Nuestro cuerpo está diseñado para responder a los ciclos naturales de luz y oscuridad. Al atardecer, la glándula pineal comienza a secretar melatonina, una hormona esencial que indica a las células que inicien procesos de reparación: desde la eliminación de toxinas en el cerebro hasta la estabilización de los niveles de azúcar en sangre y la inhibición del crecimiento de tumores. Sin embargo, la luz artificial, por muy débil que sea —incluso insuficiente para leer—, engaña al cerebro y retrasa esta liberación hormonal.
A diferencia de lo que se pensaba, este efecto no siempre implica una supresión total de la melatonina. Estudios muestran que la luz tenue fragmenta la estructura del sueño sin eliminar por completo la hormona, lo que eleva la frecuencia cardíaca y genera resistencia a la insulina, un precursor clave de la diabetes tipo 2. Esta disrupción crónica altera el equilibrio metabólico, aumentando los niveles de cortisol —la hormona del estrés— y la presión arterial, lo que a su vez fomenta la obesidad y otras complicaciones cardiovasculares.
La exposición prolongada a luces artificiales durante la noche se asocia con un mayor riesgo de cánceres como el de mama y el de páncreas. El mecanismo principal radica en la interrupción del ciclo circadiano, que no solo reduce la melatonina —conocida por sus propiedades antioxidantes y antitumorales—, sino que también promueve inflamación crónica y desregulación celular.

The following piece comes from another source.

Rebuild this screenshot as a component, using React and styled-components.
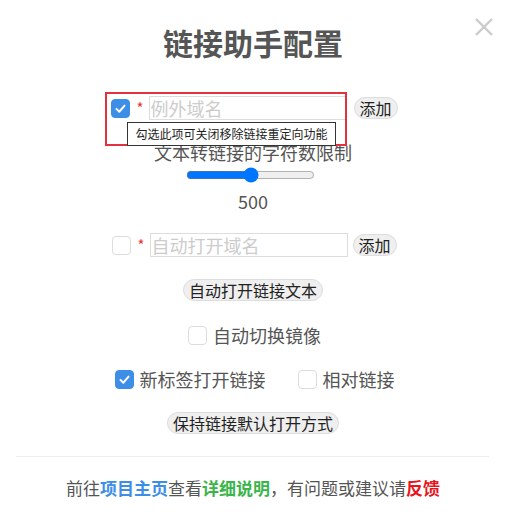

Expertos en cronobiología enfatizan que esta amenaza no se limita a entornos laborales; el uso común de pantallas o luces en el hogar amplifica el problema. Por ejemplo, dormir con una luz encendida o revisar el teléfono en penumbra puede equivaler a un «engaño» constante para el sistema endocrino, fomentando mutaciones genéticas a largo plazo.
Más allá de las afecciones físicas, la luz nocturna débil también afecta el bienestar emocional. Una investigación de 2024 realizada con 13.000 estudiantes universitarios en China reveló que el hábito de usar dispositivos en condiciones de baja iluminación o dormir con luces prendidas se correlaciona con tasas más elevadas de depresión y ansiedad. Esta fragmentación del sueño no solo deja a las personas con fatiga diurna, sino que reconfigura patrones neuronales, incrementando la vulnerabilidad a trastornos del estado de ánimo.
El estudio subraya cómo la contaminación lumínica moderna —un fenómeno urbano en expansión— exacerba estos efectos, especialmente en poblaciones jóvenes que pasan horas frente a pantallas. Los investigadores concluyen que, aunque la melatonina no se suprima por completo, la calidad del descanso se deteriora, lo que a su vez influye en la regulación emocional y cognitiva.
Frente a estos hallazgos, los especialistas recomiendan adoptar hábitos que minimicen la exposición a la luz artificial después del atardecer. Esto incluye el uso de cortinas opacas, desactivar notificaciones de dispositivos y optar por modos de luz roja o ámbar en pantallas, que interfieren menos con la melatonina. Además, se aconseja establecer rutinas de oscuridad total en el dormitorio para restaurar el ciclo natural y potenciar los procesos reparadores del cuerpo.